A recent survey by the American Chamber of Commerce in China also indicates that that 18.5% of U.S. companies in China are planning to relocate or had already moved their manufacturing facilities to Southeast Asia as a result of the trade war’s higher import tariffs.

The survey was conducted between Sep 21 and Oct. 10, shortly after the US imposed duties on another $200 billion worth of Chinese goods.

Southeast Asia is seen as an ideal location for foreign firms that want to move away from China because of the higher import tariffs resulting from the US-China trade war because if offers the benefits of lower labor costs and proximity to major markets such as China and India.

“Trump’s U.S. tax reforms were the main cause of the global FDI slump, “the UNCTAD investment and enterprise division director James Zhan pointed out.

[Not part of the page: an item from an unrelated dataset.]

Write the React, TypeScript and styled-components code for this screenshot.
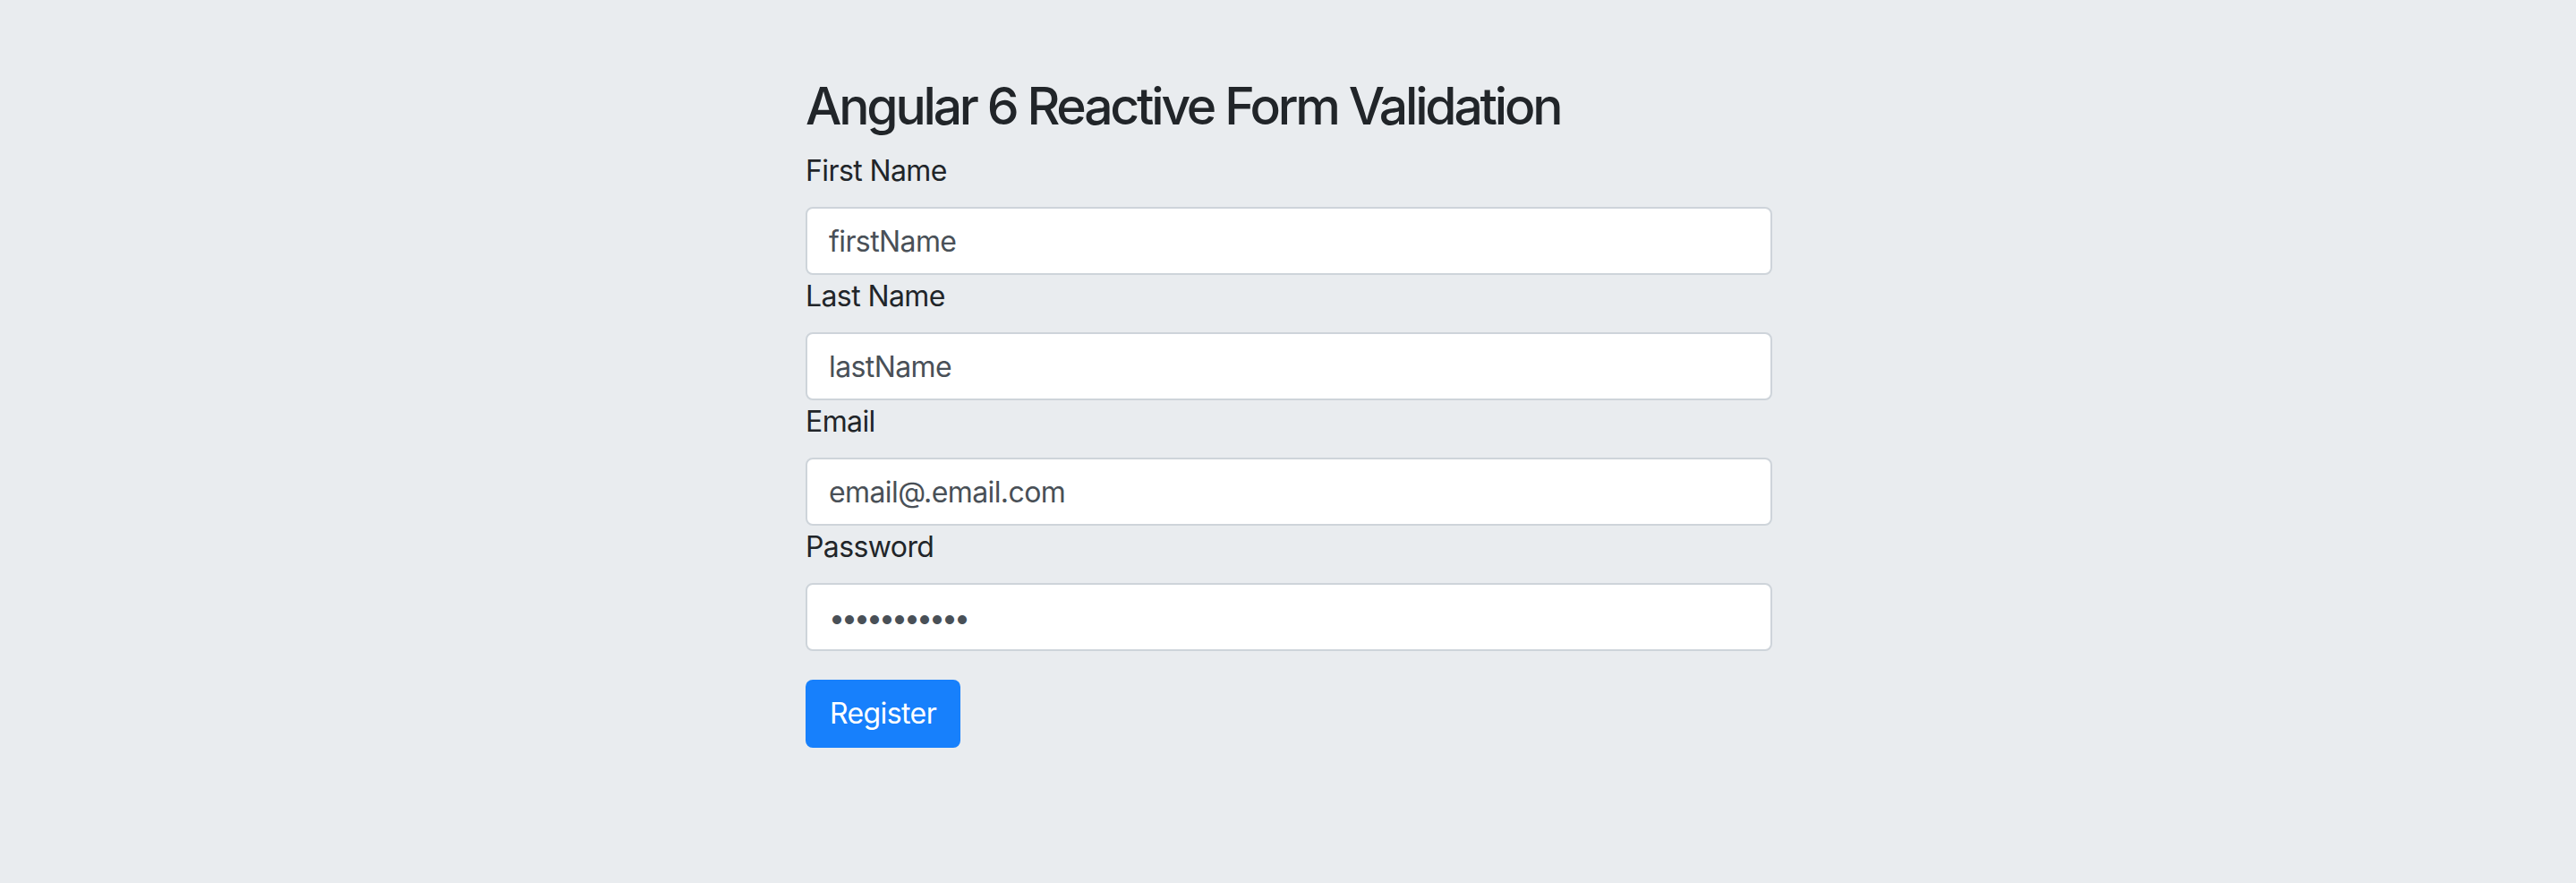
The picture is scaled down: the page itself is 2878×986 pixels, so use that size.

He said that the agency had warned in early January that there was “about US$2 trillion of stock in the form of cash or in the form of reinvested earnings of retained earnings outside the US”, which may be repatriated in some form, following wholesale tax reform.

“And indeed, it’s happening,” he added. “We have seen that outward FDI from the US was from $147 billion last year to a negative $247 billion this year.”